[X86][APX] Try to replace non-NF with NF instructions when optimizeCompareInstr #130488

phoebewang · 2025-03-09T13:13:58Z

https://godbolt.org/z/rWYdqnjjx

llvmbot · 2025-03-09T13:14:35Z

@llvm/pr-subscribers-backend-x86

Author: Phoebe Wang (phoebewang)

Changes

https://godbolt.org/z/rWYdqnjjx

Full diff: https://github.com/llvm/llvm-project/pull/130488.diff

2 Files Affected:

(modified) llvm/lib/Target/X86/X86InstrInfo.cpp (+17-1)
(modified) llvm/test/CodeGen/X86/apx/cf.ll (+23-5)

diff --git a/llvm/lib/Target/X86/X86InstrInfo.cpp b/llvm/lib/Target/X86/X86InstrInfo.cpp
index 5fe7203c052d8..d83adf99ce6d3 100644
--- a/llvm/lib/Target/X86/X86InstrInfo.cpp
+++ b/llvm/lib/Target/X86/X86InstrInfo.cpp
@@ -5366,6 +5366,7 @@ bool X86InstrInfo::optimizeCompareInstr(MachineInstr &CmpInstr, Register SrcReg,
   MachineBasicBlock::reverse_iterator From =
       std::next(MachineBasicBlock::reverse_iterator(CmpInstr));
   for (MachineBasicBlock *MBB = &CmpMBB;;) {
+    SmallVector<MachineInstr *, 4> NDDInsts;
     for (MachineInstr &Inst : make_range(From, MBB->rend())) {
       // Try to use EFLAGS from the instruction defining %SrcReg. Example:
       //     %eax = addl ...
@@ -5441,13 +5442,28 @@ bool X86InstrInfo::optimizeCompareInstr(MachineInstr &CmpInstr, Register SrcReg,
           continue;
         }
 
+        // Try to replace NDD with NF instructions.
+        if (Subtarget.hasNF() &&
+            X86II::hasNewDataDest(Inst.getDesc().TSFlags) &&
+            Inst.registerDefIsDead(X86::EFLAGS, TRI)) {
+          NDDInsts.push_back(&Inst);
+          continue;
+        }
+
+        NDDInsts.clear();
+
         // Cannot do anything for any other EFLAG changes.
         return false;
       }
     }
 
-    if (MI || Sub)
+    if (MI || Sub) {
+      for (MachineInstr *NDD : NDDInsts) {
+        NDD->setDesc(get(X86::getNFVariant(NDD->getOpcode())));
+        NDD->removeOperand(NDD->getNumOperands() - 1);
+      }
       break;
+    }
 
     // Reached begin of basic block.
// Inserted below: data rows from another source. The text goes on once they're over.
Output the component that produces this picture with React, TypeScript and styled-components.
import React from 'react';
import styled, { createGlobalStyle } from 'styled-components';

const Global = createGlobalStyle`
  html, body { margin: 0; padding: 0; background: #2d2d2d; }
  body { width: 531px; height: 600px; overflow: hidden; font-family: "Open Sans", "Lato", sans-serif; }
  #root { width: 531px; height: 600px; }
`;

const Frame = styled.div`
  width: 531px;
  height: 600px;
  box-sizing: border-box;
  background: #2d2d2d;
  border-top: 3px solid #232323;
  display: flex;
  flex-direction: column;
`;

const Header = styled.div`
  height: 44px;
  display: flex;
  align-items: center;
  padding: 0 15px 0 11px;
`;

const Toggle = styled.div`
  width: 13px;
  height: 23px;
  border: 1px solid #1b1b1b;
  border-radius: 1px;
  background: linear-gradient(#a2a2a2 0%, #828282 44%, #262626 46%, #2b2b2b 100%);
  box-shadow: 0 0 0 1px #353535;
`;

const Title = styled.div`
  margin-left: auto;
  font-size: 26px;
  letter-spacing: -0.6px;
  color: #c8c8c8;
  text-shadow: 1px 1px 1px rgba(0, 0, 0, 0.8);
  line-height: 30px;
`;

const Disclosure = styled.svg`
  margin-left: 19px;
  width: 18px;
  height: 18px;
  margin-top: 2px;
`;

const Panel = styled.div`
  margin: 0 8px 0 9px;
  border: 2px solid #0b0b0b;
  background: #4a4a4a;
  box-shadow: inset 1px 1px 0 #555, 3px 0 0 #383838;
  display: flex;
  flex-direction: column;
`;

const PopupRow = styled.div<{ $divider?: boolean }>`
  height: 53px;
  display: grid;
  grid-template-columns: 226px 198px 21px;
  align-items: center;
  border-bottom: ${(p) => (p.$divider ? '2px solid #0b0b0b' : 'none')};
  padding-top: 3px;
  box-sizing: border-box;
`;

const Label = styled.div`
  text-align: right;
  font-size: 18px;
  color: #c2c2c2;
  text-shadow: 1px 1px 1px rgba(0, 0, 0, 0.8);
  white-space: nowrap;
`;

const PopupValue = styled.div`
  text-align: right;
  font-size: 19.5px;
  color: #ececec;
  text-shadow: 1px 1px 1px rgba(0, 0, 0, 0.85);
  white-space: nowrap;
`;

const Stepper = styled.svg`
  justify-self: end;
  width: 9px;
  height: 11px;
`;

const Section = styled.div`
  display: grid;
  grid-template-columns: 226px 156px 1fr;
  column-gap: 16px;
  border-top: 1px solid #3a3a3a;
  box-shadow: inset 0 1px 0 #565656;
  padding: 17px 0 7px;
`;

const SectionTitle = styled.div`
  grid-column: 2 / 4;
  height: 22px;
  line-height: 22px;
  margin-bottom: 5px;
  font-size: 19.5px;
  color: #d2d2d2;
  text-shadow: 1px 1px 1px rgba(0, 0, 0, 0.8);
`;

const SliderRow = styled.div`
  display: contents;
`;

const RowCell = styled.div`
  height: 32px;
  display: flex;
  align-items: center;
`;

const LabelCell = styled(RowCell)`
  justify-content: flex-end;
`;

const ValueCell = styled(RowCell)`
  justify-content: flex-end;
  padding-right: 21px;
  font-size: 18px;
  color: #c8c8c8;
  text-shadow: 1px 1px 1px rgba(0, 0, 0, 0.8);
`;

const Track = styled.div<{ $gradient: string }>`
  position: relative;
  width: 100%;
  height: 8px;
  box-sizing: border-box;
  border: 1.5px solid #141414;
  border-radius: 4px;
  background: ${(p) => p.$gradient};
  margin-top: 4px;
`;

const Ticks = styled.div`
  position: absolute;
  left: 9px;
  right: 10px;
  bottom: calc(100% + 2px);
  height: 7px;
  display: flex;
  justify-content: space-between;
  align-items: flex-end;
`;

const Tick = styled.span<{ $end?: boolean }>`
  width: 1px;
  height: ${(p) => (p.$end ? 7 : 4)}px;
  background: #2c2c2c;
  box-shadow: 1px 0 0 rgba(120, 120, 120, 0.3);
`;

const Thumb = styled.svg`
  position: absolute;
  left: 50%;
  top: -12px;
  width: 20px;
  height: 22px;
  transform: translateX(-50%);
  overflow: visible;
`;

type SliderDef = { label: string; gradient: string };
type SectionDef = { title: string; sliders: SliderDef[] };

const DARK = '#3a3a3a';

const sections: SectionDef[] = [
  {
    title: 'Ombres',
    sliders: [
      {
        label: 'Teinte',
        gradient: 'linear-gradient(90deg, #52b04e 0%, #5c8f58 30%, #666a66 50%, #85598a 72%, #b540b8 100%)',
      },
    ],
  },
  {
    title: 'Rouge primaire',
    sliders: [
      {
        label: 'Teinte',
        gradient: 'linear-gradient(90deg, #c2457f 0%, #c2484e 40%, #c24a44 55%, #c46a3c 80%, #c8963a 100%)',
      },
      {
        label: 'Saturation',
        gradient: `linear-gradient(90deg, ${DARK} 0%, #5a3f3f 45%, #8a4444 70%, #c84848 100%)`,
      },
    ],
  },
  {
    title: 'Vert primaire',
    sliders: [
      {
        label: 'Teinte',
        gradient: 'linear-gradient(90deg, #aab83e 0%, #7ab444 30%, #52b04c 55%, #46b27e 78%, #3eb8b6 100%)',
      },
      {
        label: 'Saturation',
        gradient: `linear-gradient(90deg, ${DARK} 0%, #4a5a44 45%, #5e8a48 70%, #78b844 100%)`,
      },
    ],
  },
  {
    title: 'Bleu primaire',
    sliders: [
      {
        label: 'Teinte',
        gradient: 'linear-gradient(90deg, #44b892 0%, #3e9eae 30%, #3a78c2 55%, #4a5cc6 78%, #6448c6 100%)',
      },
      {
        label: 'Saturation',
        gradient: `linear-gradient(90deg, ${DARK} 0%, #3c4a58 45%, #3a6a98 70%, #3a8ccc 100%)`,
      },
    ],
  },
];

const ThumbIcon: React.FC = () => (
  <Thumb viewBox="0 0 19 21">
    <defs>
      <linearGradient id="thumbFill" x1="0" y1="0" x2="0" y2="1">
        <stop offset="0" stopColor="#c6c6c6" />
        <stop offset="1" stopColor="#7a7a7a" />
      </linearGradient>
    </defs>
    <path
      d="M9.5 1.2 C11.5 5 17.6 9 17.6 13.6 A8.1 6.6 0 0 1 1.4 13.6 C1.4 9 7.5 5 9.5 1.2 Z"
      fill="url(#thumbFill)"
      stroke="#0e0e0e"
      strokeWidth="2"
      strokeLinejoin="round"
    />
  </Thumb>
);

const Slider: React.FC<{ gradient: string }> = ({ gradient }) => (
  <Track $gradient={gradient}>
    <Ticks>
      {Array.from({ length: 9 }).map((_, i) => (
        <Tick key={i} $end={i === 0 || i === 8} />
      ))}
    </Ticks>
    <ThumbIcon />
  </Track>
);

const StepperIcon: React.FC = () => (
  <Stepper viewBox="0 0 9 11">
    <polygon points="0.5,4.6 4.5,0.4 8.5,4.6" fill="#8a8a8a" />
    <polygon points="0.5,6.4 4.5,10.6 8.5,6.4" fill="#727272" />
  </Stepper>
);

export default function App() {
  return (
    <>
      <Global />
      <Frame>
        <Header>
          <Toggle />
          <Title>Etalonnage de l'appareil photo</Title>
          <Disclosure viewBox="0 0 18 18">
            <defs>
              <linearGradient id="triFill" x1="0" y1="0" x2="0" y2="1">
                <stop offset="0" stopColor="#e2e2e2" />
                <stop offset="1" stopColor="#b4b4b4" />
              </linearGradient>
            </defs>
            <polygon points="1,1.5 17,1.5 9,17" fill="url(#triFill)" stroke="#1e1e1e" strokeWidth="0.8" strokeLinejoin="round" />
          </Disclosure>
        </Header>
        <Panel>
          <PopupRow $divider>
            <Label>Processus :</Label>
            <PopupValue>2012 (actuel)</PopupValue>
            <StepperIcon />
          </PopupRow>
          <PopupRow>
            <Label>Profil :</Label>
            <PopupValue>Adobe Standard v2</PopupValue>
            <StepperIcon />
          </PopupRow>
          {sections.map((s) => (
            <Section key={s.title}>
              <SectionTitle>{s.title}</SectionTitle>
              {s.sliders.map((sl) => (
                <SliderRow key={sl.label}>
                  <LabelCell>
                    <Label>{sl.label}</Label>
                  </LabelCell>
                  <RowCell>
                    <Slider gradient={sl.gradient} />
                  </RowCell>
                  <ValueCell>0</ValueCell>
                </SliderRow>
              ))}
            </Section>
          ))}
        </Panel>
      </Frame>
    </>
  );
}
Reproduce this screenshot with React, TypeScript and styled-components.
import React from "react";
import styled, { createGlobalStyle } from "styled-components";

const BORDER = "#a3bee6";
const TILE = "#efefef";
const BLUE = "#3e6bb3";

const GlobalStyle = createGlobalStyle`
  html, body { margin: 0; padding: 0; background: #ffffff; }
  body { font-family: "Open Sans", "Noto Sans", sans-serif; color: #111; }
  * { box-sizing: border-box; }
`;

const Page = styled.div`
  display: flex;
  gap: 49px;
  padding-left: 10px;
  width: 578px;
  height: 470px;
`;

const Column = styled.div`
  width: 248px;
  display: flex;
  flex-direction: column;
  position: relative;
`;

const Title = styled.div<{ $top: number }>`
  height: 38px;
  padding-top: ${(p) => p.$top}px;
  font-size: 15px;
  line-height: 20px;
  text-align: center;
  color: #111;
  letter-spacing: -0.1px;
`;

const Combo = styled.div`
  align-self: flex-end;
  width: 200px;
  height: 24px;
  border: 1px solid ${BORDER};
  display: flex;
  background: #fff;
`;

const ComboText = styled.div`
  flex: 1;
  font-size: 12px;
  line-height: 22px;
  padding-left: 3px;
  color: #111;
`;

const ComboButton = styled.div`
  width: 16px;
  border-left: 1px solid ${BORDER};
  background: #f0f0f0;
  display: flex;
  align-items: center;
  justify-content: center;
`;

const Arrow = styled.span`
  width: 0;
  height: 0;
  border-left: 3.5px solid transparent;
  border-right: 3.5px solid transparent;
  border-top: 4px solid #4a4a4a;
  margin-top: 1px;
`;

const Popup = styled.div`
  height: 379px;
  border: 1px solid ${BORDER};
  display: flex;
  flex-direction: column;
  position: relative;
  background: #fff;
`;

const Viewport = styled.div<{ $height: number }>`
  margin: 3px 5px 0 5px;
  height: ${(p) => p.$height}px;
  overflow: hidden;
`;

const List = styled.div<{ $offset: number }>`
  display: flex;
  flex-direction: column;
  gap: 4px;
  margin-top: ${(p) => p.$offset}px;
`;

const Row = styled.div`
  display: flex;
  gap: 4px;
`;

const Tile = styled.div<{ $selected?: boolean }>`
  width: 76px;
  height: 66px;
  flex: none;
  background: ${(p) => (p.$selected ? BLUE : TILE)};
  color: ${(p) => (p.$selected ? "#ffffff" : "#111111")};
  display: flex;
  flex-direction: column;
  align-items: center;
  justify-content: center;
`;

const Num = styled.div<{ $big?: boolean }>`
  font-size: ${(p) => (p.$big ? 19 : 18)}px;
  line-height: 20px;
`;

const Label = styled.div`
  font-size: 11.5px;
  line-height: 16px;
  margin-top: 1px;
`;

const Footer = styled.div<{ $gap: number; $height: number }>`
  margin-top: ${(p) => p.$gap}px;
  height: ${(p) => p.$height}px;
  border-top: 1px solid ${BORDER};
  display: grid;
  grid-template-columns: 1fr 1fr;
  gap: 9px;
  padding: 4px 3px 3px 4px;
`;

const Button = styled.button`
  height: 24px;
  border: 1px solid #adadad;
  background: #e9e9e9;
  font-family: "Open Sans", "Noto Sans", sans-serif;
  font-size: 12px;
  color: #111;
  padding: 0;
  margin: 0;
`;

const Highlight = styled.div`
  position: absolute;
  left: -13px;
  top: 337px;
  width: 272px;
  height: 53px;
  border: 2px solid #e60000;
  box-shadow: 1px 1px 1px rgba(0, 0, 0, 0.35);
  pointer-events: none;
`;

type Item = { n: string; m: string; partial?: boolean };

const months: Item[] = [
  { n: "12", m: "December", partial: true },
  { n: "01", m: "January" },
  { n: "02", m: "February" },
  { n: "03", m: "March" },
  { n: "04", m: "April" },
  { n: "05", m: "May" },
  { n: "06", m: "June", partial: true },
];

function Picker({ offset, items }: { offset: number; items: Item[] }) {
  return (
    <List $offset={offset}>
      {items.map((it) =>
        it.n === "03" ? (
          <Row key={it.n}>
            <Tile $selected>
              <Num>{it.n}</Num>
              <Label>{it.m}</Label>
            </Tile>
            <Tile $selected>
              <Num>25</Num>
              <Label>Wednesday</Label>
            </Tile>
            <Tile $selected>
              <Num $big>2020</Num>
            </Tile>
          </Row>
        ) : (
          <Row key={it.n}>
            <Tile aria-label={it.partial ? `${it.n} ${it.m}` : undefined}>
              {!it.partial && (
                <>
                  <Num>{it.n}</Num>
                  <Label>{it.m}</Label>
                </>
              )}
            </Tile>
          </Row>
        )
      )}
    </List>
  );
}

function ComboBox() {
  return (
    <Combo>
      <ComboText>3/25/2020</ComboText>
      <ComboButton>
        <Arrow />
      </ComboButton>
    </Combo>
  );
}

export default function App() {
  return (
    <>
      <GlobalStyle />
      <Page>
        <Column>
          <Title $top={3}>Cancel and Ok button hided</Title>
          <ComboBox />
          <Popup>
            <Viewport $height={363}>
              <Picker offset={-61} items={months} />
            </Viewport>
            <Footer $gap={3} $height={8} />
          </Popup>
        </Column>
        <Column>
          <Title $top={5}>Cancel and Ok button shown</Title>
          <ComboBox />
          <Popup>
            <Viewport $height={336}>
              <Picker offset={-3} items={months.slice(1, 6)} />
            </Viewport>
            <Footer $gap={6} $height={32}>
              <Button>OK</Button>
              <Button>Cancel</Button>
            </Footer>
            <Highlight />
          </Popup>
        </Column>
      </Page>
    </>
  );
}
Continue in predecessor if there is
     // exactly one.
diff --git a/llvm/test/CodeGen/X86/apx/cf.ll b/llvm/test/CodeGen/X86/apx/cf.ll
index a64d7df11a4d0..fc170ca5f2b2e 100644
--- a/llvm/test/CodeGen/X86/apx/cf.ll
+++ b/llvm/test/CodeGen/X86/apx/cf.ll
@@ -1,5 +1,5 @@
 ; NOTE: Assertions have been autogenerated by utils/update_llc_test_checks.py
-; RUN: llc < %s -mtriple=x86_64 -mattr=+cf,+avx512f -verify-machineinstrs | FileCheck %s
+; RUN: llc < %s -mtriple=x86_64 -mattr=+cf,+nf,+ndd,+avx512f -verify-machineinstrs | FileCheck %s
 
 define void @basic(i32 %a, ptr %b, ptr %p, ptr %q) {
 ; CHECK-LABEL: basic:
@@ -57,9 +57,8 @@ entry:
 define i64 @reduced_data_dependency(i64 %a, i64 %b, ptr %c) {
 ; CHECK-LABEL: reduced_data_dependency:
 ; CHECK:       # %bb.0: # %entry
-; CHECK-NEXT:    movq %rdi, %rcx
-; CHECK-NEXT:    subq %rsi, %rcx
-; CHECK-NEXT:    cfcmovnsq (%rdx), %rdi, %rax
+; CHECK-NEXT:    subq %rsi, %rdi, %rax
+; CHECK-NEXT:    cfcmovnsq (%rdx), %rdi, %rcx
 ; CHECK-NEXT:    addq %rcx, %rax
 ; CHECK-NEXT:    retq
 entry:
@@ -125,7 +124,7 @@ entry:
   ret void
 }
 
-define void @single_cmp(i32 %a, i32 %b, ptr %c, ptr %d) #2 {
+define void @single_cmp(i32 %a, i32 %b, ptr %c, ptr %d) {
 ; CHECK-LABEL: single_cmp:
 ; CHECK:       # %bb.0: # %entry
 ; CHECK-NEXT:    cmpl %esi, %edi
@@ -139,3 +138,22 @@ entry:
   tail call void @llvm.masked.store.v1i16.p0(<1 x i16> %2, ptr %d, i32 2, <1 x i1> %1)
   ret void
 }
+
+define void @load_add_store(i32 %a, i32 %b, ptr %p) {
+; CHECK-LABEL: load_add_store:
+; CHECK:       # %bb.0: # %entry
+; CHECK-NEXT:    cmpl %esi, %edi
+; CHECK-NEXT:    cfcmovnew (%rdx), %ax
+; CHECK-NEXT:    {nf} incw %ax
+; CHECK-NEXT:    cfcmovnew %ax, (%rdx)
+; CHECK-NEXT:    retq
+entry:
+  %0 = icmp ne i32 %a, %b
+  %1 = insertelement <1 x i1> poison, i1 %0, i64 0
+  %2 = tail call <1 x i16> @llvm.masked.load.v1i16.p0(ptr %p, i32 2, <1 x i1> %1, <1 x i16> poison)
+  %3 = extractelement <1 x i16> %2, i64 0
+  %4 = add i16 %3, 1
+  %5 = insertelement <1 x i16> poison, i16 %4, i64 0
+  tail call void @llvm.masked.store.v1i16.p0(<1 x i16> %5, ptr %p, i32 2, <1 x i1> %1)
+  ret void
+}

…reInstr https://godbolt.org/z/rWYdqnjjx

KanRobert · 2025-03-10T02:05:49Z

llvm/lib/Target/X86/X86InstrInfo.cpp

  bool ClearsOverflowFlag = false;
  bool ShouldUpdateCC = false;
  bool IsSwapped = false;
+  bool HasCF = Subtarget.hasNF();


HasCF->HasNF

Good catch! done.

KanRobert · 2025-03-10T02:08:02Z

It seems the optimization does not rely on NDD?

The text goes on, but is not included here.